I dined at the Legation, where were Mr. Sumner and some
English visitors desirous of going South. Lord Lyons gives
no encouragement to these adventurous persons.

July 26th.—Whether it is from curiosity to hear what I
have to say or not, the number of my visitors is augmenting.
Among them was a man in soldier's uniform, who sauntered
into my room to borrow "five or ten dollars," on the ground
that he was a waiter at the Clarendon Hotel when I was stopping
there, and wanted to go North, as his time was up. His
anecdotes were stupendous. General Meigs and Captain Macomb,
of the United States Engineers, paid me a visit, and
talked of the disaster very sensibly. The former is an able
officer, and an accomplished man—the latter, son, I believe,
of the American general of that name, distinguished in the
war with Great Britain.

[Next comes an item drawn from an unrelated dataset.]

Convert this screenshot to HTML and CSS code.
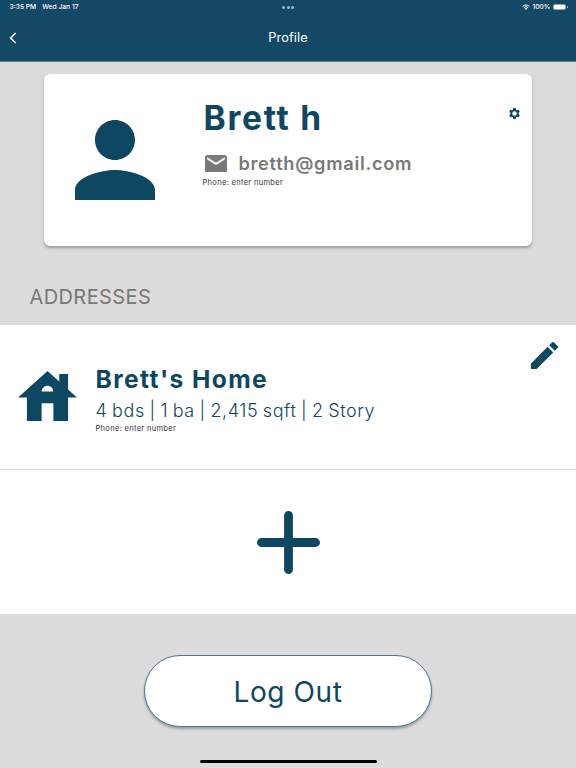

I had a long conversation with
General McDowell, who bears his supersession with admirable
fortitude, and complains of nothing, except the failure of his
officers to obey orders, and the hard fate which condemned
Him to lead an army of volunteers—Captain Wright, aide-de-camp
to General Scott, Lieutenant Wise, of the Navy, and
many others. The communications received from the Northern
States have restored the spirits of all Union men, and not
a few declare they are glad of the reverse, as the North will
now be obliged to put forth all its strength.